Beyond the Coffin: A Tribute to Sgt. Mustafa Bazna (Ep. 197)

“Tabuta Sığmayanlar” (Ep. 197) honors P. Sgt. Mustafa Bazna, who fell in the Claw-Lock operation; his parents recount his life, final act of valor, recovery and reburial, and their effort to turn grief into community service.

Beyond the Coffin: A Tribute to Sgt. Mustafa Bazna (Ep. 197)

“Beyond the Coffin”: A Tribute to Sgt. Mustafa Bazna (Ep. 197)

MARTYRS NEVER DIE / ANKARA

A fallen soldier’s story, told through a family’s voice

The documentary series Tabuta Sığmayanlar (“Those Who Don’t Fit in a Coffin”) devotes its 197th episode to P. Sgt. (Uzman Çavuş) Mustafa Bazna, who fell on 3 November 2022 during Türkiye’s Claw-Lock (Pençe-Kilit) operation in northern Iraq. The film reconstructs Bazna’s life and final mission through intimate testimonies from his parents, placing one family’s loss within a wider national memory.

From quiet child to front-line NCO

Born in 1996 to a family originally from Çorum, Bazna grew up a reserved, empathetic child—“someone who carried others’ burdens,” his father Ramazan Bazna recalls. A passionate Beşiktaş supporter, he dreamed early of wearing the uniform. After conscription he chose the professional track, serving not in the rear but at the front in cross-border and counter-terror operations including Afrin, Idlib and al-Bab. “I love my country; there’s no greater ground for service,” he told his parents when they urged him to take a safer path.

The last mission and an act of valor

The documentary recounts, through the family’s account, the operation in rugged terrain where Bazna left a secure position to help extract a wounded comrade down a steep cliff face. As he descended on a rope to reach the casualty, both men fell. The comrade and Bazna landed on different ledges near the mouth of a cave.
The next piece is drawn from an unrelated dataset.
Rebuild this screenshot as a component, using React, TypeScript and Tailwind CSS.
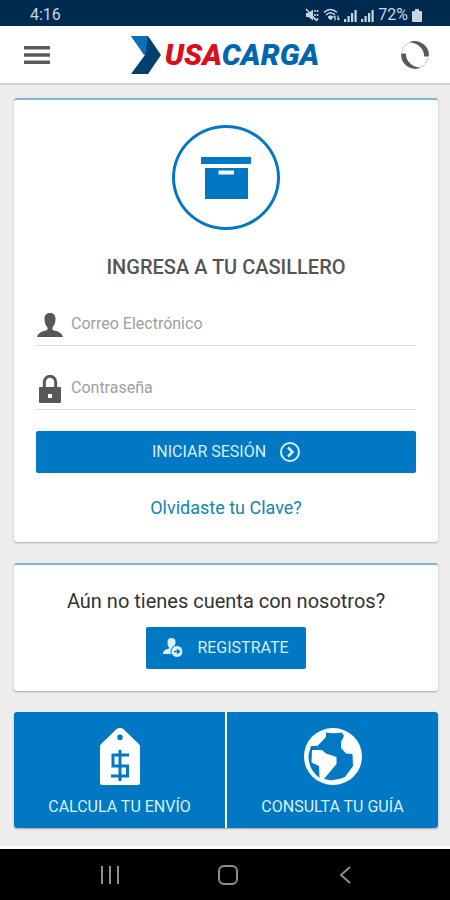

Search efforts in the following period were complicated by the geography and ongoing security conditions.

Two and a half years of waiting — and a reburial

For two and a half years, the family lived between hope and mourning. The father describes recurring dreams of a cave and a corner he could almost reach: “He seemed angry with me for not going that last step,” he says in the film. When remains were finally recovered and identified, the family held a funeral and reburied him in a white shroud, honoring religious tradition.

The father shares a deeply personal belief about the intact state of his son’s body at reburial two and a half years after his death. “We were told we could look; we chose not to, but they said his body was whole. That spirituality was enough for me,” he says. The documentary presents these as the family’s own experiences and convictions.

Letters, love and a sense of destiny

The episode also features messages reportedly exchanged between Bazna and a young woman he intended to marry. In those texts, he speaks of a premonition of martyrdom, telling her to build her life if that day comes. The correspondence, revealed after his death, paints the portrait of a young man who felt called to a duty larger than himself.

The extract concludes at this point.